One place we'd always wanted to come back to was Ghent, which is not too far from Brussels. We had visited Ghent briefly on our first European trip in 2008 and hoped to have more time to spend one day. In Brussels, we were only a short train ride away, so that was our target for this day.
We had another walking tour lined up to help us learn about the city. It was led by a very charming woman who was not a native, but loved the town and had been living there for years. We didn't realize how little of Ghent we had actually seen on our tour years earlier, but now hearing about it's history made it even more special. After the (excellent) tour, we explored the old castle. By then it was getting a little late, so we decided to stay in town for our dinner instead of heading back to Brussels. We had a great “bohemian” picnic (just like the other young folks) buying take-away food and wine from the grocery store, and sitting on the banks of the Leie River to eat as the sun lowered in the sky. A fantastic experience!
We then made our way back to the train, back to Brussels, back to our neighborhood, arriving late - but not too late. A Jazz Festival was happening in Brussels that weekend, and the outdoor venue in our area was hosting a swing band. We managed to spend about 40 minutes enjoying their last set. Fantastic atmosphere. We really lucked out with this hotel and location. Gotta say – another fantastic day. We had an early morning planned for our flight to Copenhagen, so that was it for us this night, but one of the most memorable days of the trip so far. Ghent once again made a lasting impression.
After our 30 minute walk from the train station, this was our first look at old Ghent - the Korenmarkt (or Wheat Market) back when Ghent was the center of the cereal trade in Belgium.
A controversial structure in the old town, given it's modern look. We were told the acoustics were excellent, and it is used for outdoor concerts.
Saint Nicholas' Church in the heart of the old town.
This is the former Post Office - now stores and offices. In the lower level of this building is the grocery store Albert Heijn that would be our great find of the day for both lunch and dinner.
Another view of Korenmarkt with the front view of Saint Nicholas' Church in the center.
Along the banks of the Leie River which brought the wheat and other grains into the city back in the day. Now it's a popular pedestrian area with boat tours coming and going.
Now a Marriott Hotel, but formerly a brothel. The 2 swan medallions told the story. If the swans were facing each other, their necks would form the shape of a heart, but here they face away from each other, inferring "no love here - just sex". Not sure if Marriott is continuing that tradition.
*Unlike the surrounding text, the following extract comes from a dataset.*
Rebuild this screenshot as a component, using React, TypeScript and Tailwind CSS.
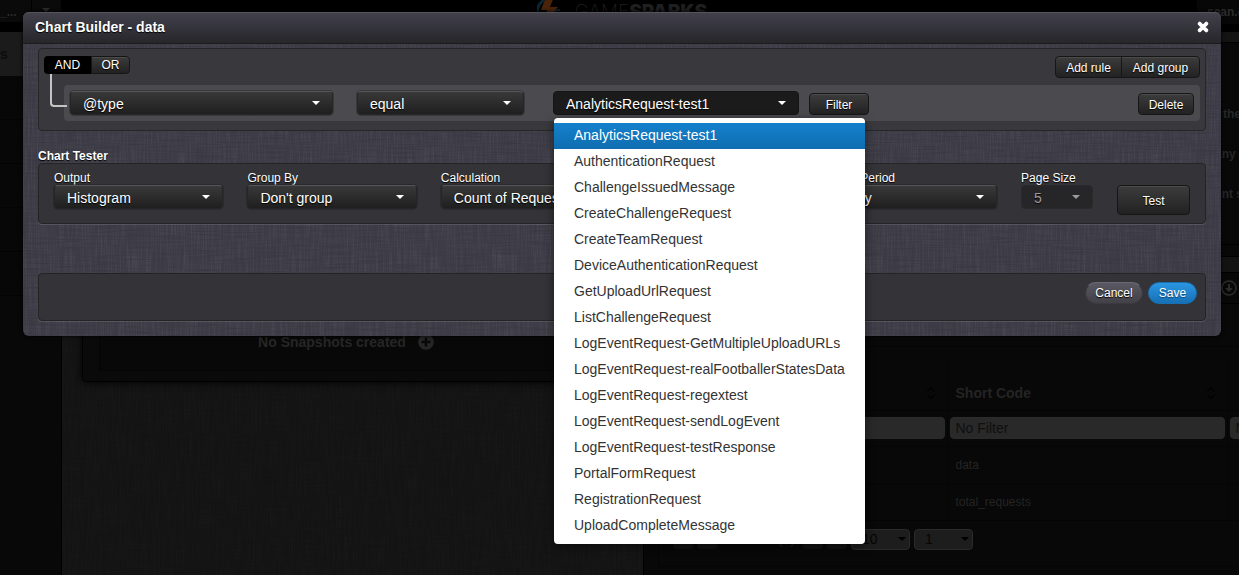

The old (and still busy) Beer House on the left, and the Great Butcher's Hall building on the right.
There were many lovely scenes like this with the canals and old buildings.
A few buildings with unique façades. The tour guide has some interesting stories to tell about these buildings - second in from the right, with the white and blue façade had all pious religious scenes, so the neighbour to the right had his red façade made depicting scenes of sin and avarice.
Lovely street of shops and restaurants.
Looking down one of the canals.
In the middle of Vrijdagmarkt square "Jacob van Artevelde: there he stands, with his arm outstretched towards England. The statue…a reminder of a grandiose age gone by." At one time, Ghent was one of the largest and richest cities in Northern Europe, second only to Paris.
One of the many restaurants around the Vrijdagmarkt square. We were still on the walking tour, so we'd have to wait a little while for our beer.
A back street where graffiti artists are allowed to express themselves. It's occasionally painted over, and the tagging starts again. It was colourful and vibrant - a great way to allow expression without damaging buildings.
After the tour, we headed over to the Gravensteen castle. Originally built in 1180 it was abandoned as a castle in the 14th century. The city of Ghent eventually bought the castle and initial restoration was done in 1893.
A knight in shining armour guarding the castle. Or hustling tourists into the place - not sure which.
The castle was added on to and rebuilt several times.
The grand hall - now an event space.
The lower level of the castle.
The view from the top of the castle, looking toward Korenmarkt square and Saint Nicholas' church.
Our reward for a long day of touring. The shot is Ginever a sweeter, and often flavoured, version of Gin. This was a seasonal lemon flavour. The red Cherry Beer, a Belgian favourite, was also delicious. Well...they were all good.
This was our "alfresco" dinner location, sitting on the banks of the Leie River with the other young folks enjoying our take-away.
Back in our Brussels neighbourhood of Sainte-Catherine, there was still a bit of light left in the sky.
The Place Sainte-Chatherine was now crowded with people enjoying the music, food and drink.
The band was delivering some great swing music.
Found this "cool cat" (or maybe dog?) on our way back to the hotel. I guess he was here for the Jazz Festival.